The tallest men on the planet come from the Netherlands, while the tallest women are from Latvia. And while the Irish don't make the top 10 for height, we are not the shortest by a long shot, coming in 20th place for men and 24th for women out of 200 countries.

The numbers for this height leaderboard come from a massive international study that brought in data from 1,472 population surveys with height information on 18.6 million people.

The numbers spanned a 100-year period and included statistics on people who turned 18-years-old between 1914 and 2014.

The numbers came from military data, health and nutrition population studies and epidemiological studies.


The average Dutchman stands at 182.5cm, while Latvian women have an average height of 170cm.

With numbers like those Ireland may not be the first port of call for anyone putting together a basketball team but, today, the average Irish man is not that far behind, standing at 178.9cm, while the typical Irish woman stands at 165.1cm.


A century ago our men ranked 43rd and our women 44th in the world for height, but we have consistently grown taller ever since.

The shortest men on the planet come from East Timor, with an average height of 160cm. Women from Guatemala were the smallest with an average of 149cm.

Prof Majid Ezzati, of the Imperial College London, led the huge study, but it was an international effort with 800 scientists from around the world, including Ireland.

The details are published today in the peer-reviewed journal eLife.

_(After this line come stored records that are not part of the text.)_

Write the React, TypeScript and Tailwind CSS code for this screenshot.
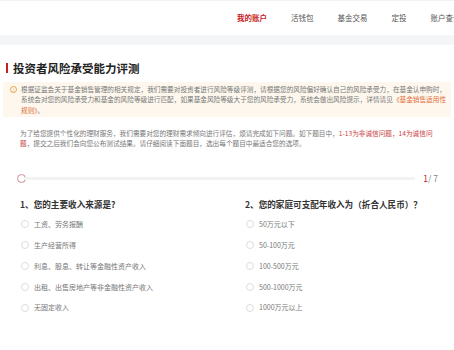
import React from 'react';

const navItems = ['我的账户', '活钱包', '基金交易', '定投', '账户查询'];

const q1 = ['工资、劳务报酬', '生产经营所得', '利息、股息、转让等金融性资产收入', '出租、出售房地产等非金融性资产收入', '无固定收入'];
const q2 = ['50万元以下', '50-100万元', '100-500万元', '500-1000万元', '1000万元以上'];

function Question({ title, options }: { title: string; options: string[] }) {
  return (
    <div>
      <div className="text-[8.6px] leading-[12px] font-semibold text-[#333]">{title}</div>
      <div className="mt-[9px] flex flex-col gap-[10.8px] pl-[1px]">
        {options.map((o) => (
          <label key={o} className="flex items-center gap-[5px] h-[10px]">
            <span className="w-[8px] h-[8px] rounded-full border border-[#ddd] shrink-0" />
            <span className="text-[7px] text-[#777]">{o}</span>
          </label>
        ))}
      </div>
    </div>
  );
}

export default function App() {
  return (
    <div className="w-[454px] h-[350px] overflow-hidden bg-white" style={{ fontFamily: '"Noto Sans CJK SC", "Noto Sans", sans-serif' }}>
      {/* top nav */}
      <div className="h-[35px] border-t border-[#f2f2f2] flex items-center pl-[237px] gap-[24px] whitespace-nowrap overflow-hidden text-[7.5px] text-[#555]">
        {navItems.map((n, i) => (
          <span key={n} className={i === 0 ? 'text-[#c81d25] font-bold' : ''}>{n}</span>
        ))}
      </div>
      <div className="h-[10px] bg-[#f4f5f7]" />

      {/* title */}
      <div className="mt-[16px] flex items-center gap-[5px] pl-[6px]">
        <span className="w-[2px] h-[10px] bg-[#c81d25]" />
        <h1 className="text-[11.5px] leading-[14px] font-bold text-[#222]">投资者风险承受能力评测</h1>
      </div>

      {/* notice */}
      <div className="mt-[7px] mx-[3px] bg-[#fdf7ee] pl-[7px] pr-[2px] py-[2px] flex gap-[4px] text-[6.65px] leading-[10.3px] text-[#777] whitespace-nowrap">
        <span className="mt-[1.5px] w-[7px] h-[7px] shrink-0 rounded-full border border-[#e7a34a] text-[#e7a34a] text-[5px] leading-[5px] flex items-center justify-center">!</span>
        <p>
          根据证监会关于基金销售管理的相关规定，我们需要对投资者进行风险等级评测，请根据您的风险偏好确认自己的风险承受力，在基金认申购时，<br />
          系统会对您的风险承受力和基金的风险等级进行匹配，如果基金风险等级大于您的风险承受力，系统会做出风险提示，详情请见<span className="text-[#e0703a]">《基金销售适用性<br />规则》</span>。
        </p>
      </div>

      {/* intro */}
      <p className="mt-[11px] pl-[20px] text-[6.65px] leading-[10.3px] text-[#777] whitespace-nowrap">
        为了给您提供个性化的理财服务，我们需要对您的理财需求倾向进行评估，烦请完成如下问题。如下题目中，<span className="text-[#c8403f]">1-13为非诚信问题，14为诚信问<br />题</span>，提交之后我们会向您公布测试结果。请仔细阅读下面题目，选出每个题目中最适合您的选项。
      </p>

      {/* progress */}
      <div className="mt-[25px] pl-[17px] pr-[16px] flex items-center h-[10px]">
        <span className="w-[9px] h-[9px] rounded-full border border-[#c98a94] bg-white shrink-0" />
        <div className="flex-1 h-[3px] bg-[#f2f2f2] ml-[-1px]" />
        <span className="ml-[8px] text-[8.5px] text-[#888]"><span className="text-[#c81d25]">1</span>/ 7</span>
      </div>

      {/* questions */}
      <div className="mt-[15px] grid grid-cols-[225px_1fr] pl-[20px]">
        <Question title="1、您的主要收入来源是?" options={q1} />
        <Question title="2、您的家庭可支配年收入为（折合人民币）？" options={q2} />
      </div>
    </div>
  );
}
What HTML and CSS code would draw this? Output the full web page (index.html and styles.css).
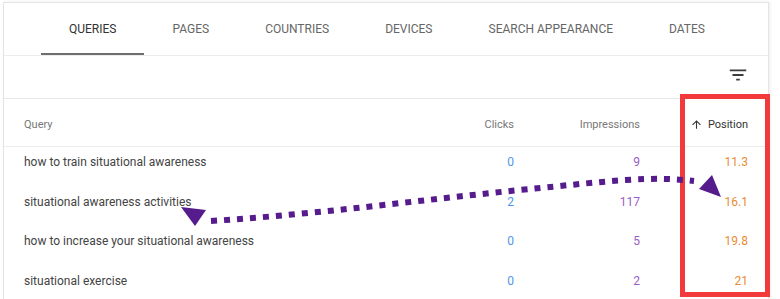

The report records the tall and the small, but it also reveals countries whose populations over time have stopped growing or may even have begun to shrink over the past 30 to 40 years.

The US was one of the first high-income countries to plateau in this way, the authors of the study say. It has also happened in the UK, Finland and Japan.

But height continues to increase in Spain, Italy, Latin America and East Asia, the team from Imperial reports.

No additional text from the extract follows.